What would your dream office look like?
A lot like the one I currently have, except maybe room for a couch and more bookshelves.  And a view of nature or a body of water would also be nice. For the most part I am a simple person. I have a nice long desk that seems to perpetually be cluttered with things needing attention. But my laptop is front and center, where it needs to be. Everything in the room revolves around it, from the view out the windows to the speakers from my late-eighties stereo.

What do you like to do when you’re not writing?

Patty and I love to travel for vacation. New England is a favorite area. This year we are heading to Jackson Hole. We are so excited about seeing Yellowstone! I also am a car buff, but I seem to be in a transition more to classic cars than new ones. Could be my age.  Another passion is music. Listening to, not playing it. I love eighties music the best, but the University of Tennessee has a great jazz program and Knoxville has a great jazz scene. When I was in college, I spent many a night with my friends in one or more of the jazz clubs there. Some of those nights I actually remember, too.
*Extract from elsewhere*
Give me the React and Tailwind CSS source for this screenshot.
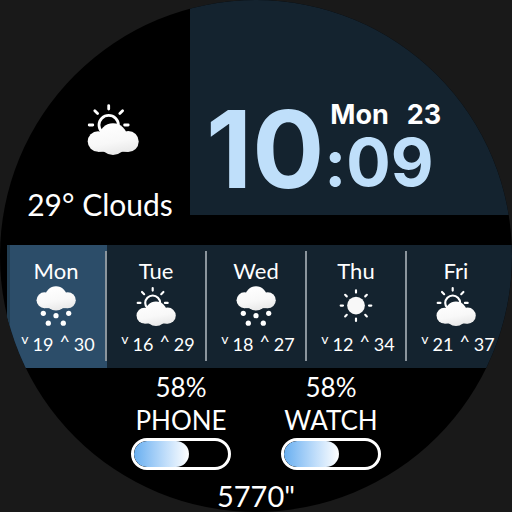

What are you working on now?

I’m finishing up the third book in the Brack Pelton series and thinking about the fourth.  The names are a secret right now.

About the author

David Burnsworth became fascinated with the Deep South at a young age. After a degree in Mechanical Engineering from the University of Tennessee and fifteen years in the corporate world, he made the decision to write a novel. Southern Heat is his first mystery and Burning Heat will be out October 21, 2015. Having lived in Charleston on Sullivan’s Island for five years, the setting was a foregone conclusion. He and his wife along with their dog call South Carolina home.